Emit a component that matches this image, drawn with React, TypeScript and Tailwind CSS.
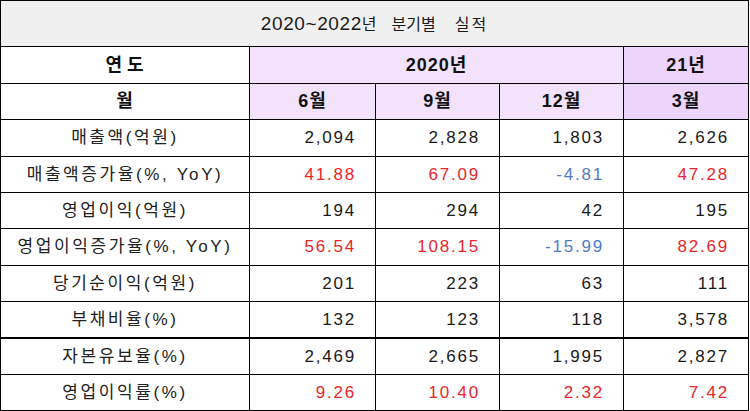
import React from "react";

type Tone = "plain" | "up" | "down";

interface Row {
  label: string;
  values: string[];
  tones?: Tone[];
  height: string;
  thickTop?: boolean;
}

const toneClass: Record<Tone, string> = {
  plain: "text-[#1a1a1a]",
  up: "text-[#e8262b]",
  down: "text-[#4f7cc2]",
};

const rows: Row[] = [
  { label: "매출액(억원)", values: ["2,094", "2,828", "1,803", "2,626"], height: "h-[37px]" },
  {
    label: "매출액증가율(%, YoY)",
    values: ["41.88", "67.09", "-4.81", "47.28"],
    tones: ["up", "up", "down", "up"],
    height: "h-[36px]",
  },
  { label: "영업이익(억원)", values: ["194", "294", "42", "195"], height: "h-[36px]" },
  {
    label: "영업이익증가율(%, YoY)",
    values: ["56.54", "108.15", "-15.99", "82.69"],
    tones: ["up", "up", "down", "up"],
    height: "h-[37px]",
  },
  { label: "당기순이익(억원)", values: ["201", "223", "63", "111"], height: "h-[36px]" },
  { label: "부채비율(%)", values: ["132", "123", "118", "3,578"], height: "h-[36px]" },
  { label: "자본유보율(%)", values: ["2,469", "2,665", "1,995", "2,827"], height: "h-[37px]", thickTop: true },
  {
    label: "영업이익률(%)",
    values: ["9.26", "10.40", "2.32", "7.42"],
    tones: ["up", "up", "up", "up"],
    height: "h-[36px]",
  },
];

const font = "font-['Liberation_Sans','Noto_Sans_CJK_KR',sans-serif]";

export default function App() {
  return (
    <div className={`w-[750px] h-[411px] bg-white ${font}`}>
      <table className="w-[749px] table-fixed border-collapse border border-black">
        <colgroup>
          <col className="w-[249px]" />
          <col className="w-[126px]" />
          <col className="w-[124px]" />
          <col className="w-[124px]" />
          <col className="w-[125px]" />
        </colgroup>
        <tbody>
          {/* Title */}
          <tr className="h-[46px] bg-[#f0f0f0]">
            <td colSpan={5} className="border-b border-black text-center text-[16px] text-[#1a1a1a] pt-[1px]">
              <span className="text-[19px] tracking-[0.6px]">2020~2022</span>
              <span>년</span>
              <span className="ml-[15px]">분기별</span>
              <span className="ml-[19px] tracking-[2px]">실적</span>
            </td>
          </tr>

          {/* Year header */}
          <tr className="h-[37px] text-[18px] font-bold text-[#111] tracking-[1px]">
            <td className="border border-black bg-white text-center tracking-[5px] pl-[4px]">연도</td>
            <td colSpan={3} className="border border-black bg-[#f3e2fb] text-center">
              2020년
            </td>
            <td className="border border-black bg-[#edd4fa] text-center">21년</td>
          </tr>

          {/* Month header */}
          <tr className="h-[36px] text-[18px] font-bold text-[#111] tracking-[1px]">
            <td className="border border-black bg-white text-center">월</td>
            <td className="border border-black bg-[#f3e2fb] text-center">6월</td>
            <td className="border border-black bg-[#f3e2fb] text-center">9월</td>
            <td className="border border-black bg-[#f3e2fb] text-center">12월</td>
            <td className="border border-black bg-[#edd4fa] text-center">3월</td>
          </tr>

          {/* Data */}
          {rows.map((row) => (
            <tr key={row.label} className={`${row.height} text-[17px]`}>
              <td
                className={`border border-black text-center text-[#222] tracking-[2.6px] ${
                  row.thickTop ? "border-t-2" : ""
                }`}
              >
                {row.label}
              </td>
              {row.values.map((v, i) => (
                <td
                  key={i}
                  className={`border border-black text-right pr-[19px] tracking-[1.8px] ${
                    toneClass[row.tones?.[i] ?? "plain"]
                  } ${row.thickTop ? "border-t-2" : ""}`}
                >
                  {v}
                </td>
              ))}
            </tr>
          ))}
        </tbody>
      </table>
    </div>
  );
}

What the task asks: Skip the pictures, then retype every line above exactly.

In response:
Emit a component that matches this image, drawn with React, TypeScript and Tailwind CSS.
import React from "react";

type Tone = "plain" | "up" | "down";

interface Row {
  label: string;
  values: string[];
  tones?: Tone[];
  height: string;
  thickTop?: boolean;
}

const toneClass: Record<Tone, string> = {
  plain: "text-[#1a1a1a]",
  up: "text-[#e8262b]",
  down: "text-[#4f7cc2]",
};

const rows: Row[] = [
  { label: "매출액(억원)", values: ["2,094", "2,828", "1,803", "2,626"], height: "h-[37px]" },
  {
    label: "매출액증가율(%, YoY)",
    values: ["41.88", "67.09", "-4.81", "47.28"],
    tones: ["up", "up", "down", "up"],
    height: "h-[36px]",
  },
  { label: "영업이익(억원)", values: ["194", "294", "42", "195"], height: "h-[36px]" },
  {
    label: "영업이익증가율(%, YoY)",
    values: ["56.54", "108.15", "-15.99", "82.69"],
    tones: ["up", "up", "down", "up"],
    height: "h-[37px]",
  },
  { label: "당기순이익(억원)", values: ["201", "223", "63", "111"], height: "h-[36px]" },
  { label: "부채비율(%)", values: ["132", "123", "118", "3,578"], height: "h-[36px]" },
  { label: "자본유보율(%)", values: ["2,469", "2,665", "1,995", "2,827"], height: "h-[37px]", thickTop: true },
  {
    label: "영업이익률(%)",
    values: ["9.26", "10.40", "2.32", "7.42"],
    tones: ["up", "up", "up", "up"],
    height: "h-[36px]",
  },
];

const font = "font-['Liberation_Sans','Noto_Sans_CJK_KR',sans-serif]";

export default function App() {
  return (
    <div className={`w-[750px] h-[411px] bg-white ${font}`}>
      <table className="w-[749px] table-fixed border-collapse border border-black">
        <colgroup>
          <col className="w-[249px]" />
          <col className="w-[126px]" />
          <col className="w-[124px]" />
          <col className="w-[124px]" />
          <col className="w-[125px]" />
        </colgroup>
        <tbody>
          {/* Title */}
          <tr className="h-[46px] bg-[#f0f0f0]">
            <td colSpan={5} className="border-b border-black text-center text-[16px] text-[#1a1a1a] pt-[1px]">
              <span className="text-[19px] tracking-[0.6px]">2020~2022</span>
              <span>년</span>
              <span className="ml-[15px]">분기별</span>
              <span className="ml-[19px] tracking-[2px]">실적</span>
            </td>
          </tr>

          {/* Year header */}
          <tr className="h-[37px] text-[18px] font-bold text-[#111] tracking-[1px]">
            <td className="border border-black bg-white text-center tracking-[5px] pl-[4px]">연도</td>
            <td colSpan={3} className="border border-black bg-[#f3e2fb] text-center">
              2020년
            </td>
            <td className="border border-black bg-[#edd4fa] text-center">21년</td>
          </tr>

          {/* Month header */}
          <tr className="h-[36px] text-[18px] font-bold text-[#111] tracking-[1px]">
            <td className="border border-black bg-white text-center">월</td>
            <td className="border border-black bg-[#f3e2fb] text-center">6월</td>
            <td className="border border-black bg-[#f3e2fb] text-center">9월</td>
            <td className="border border-black bg-[#f3e2fb] text-center">12월</td>
            <td className="border border-black bg-[#edd4fa] text-center">3월</td>
          </tr>

          {/* Data */}
          {rows.map((row) => (
            <tr key={row.label} className={`${row.height} text-[17px]`}>
              <td
                className={`border border-black text-center text-[#222] tracking-[2.6px] ${
                  row.thickTop ? "border-t-2" : ""
                }`}
              >
                {row.label}
              </td>
              {row.values.map((v, i) => (
                <td
                  key={i}
                  className={`border border-black text-right pr-[19px] tracking-[1.8px] ${
                    toneClass[row.tones?.[i] ?? "plain"]
                  } ${row.thickTop ? "border-t-2" : ""}`}
                >
                  {v}
                </td>
              ))}
            </tr>
          ))}
        </tbody>
      </table>
    </div>
  );
}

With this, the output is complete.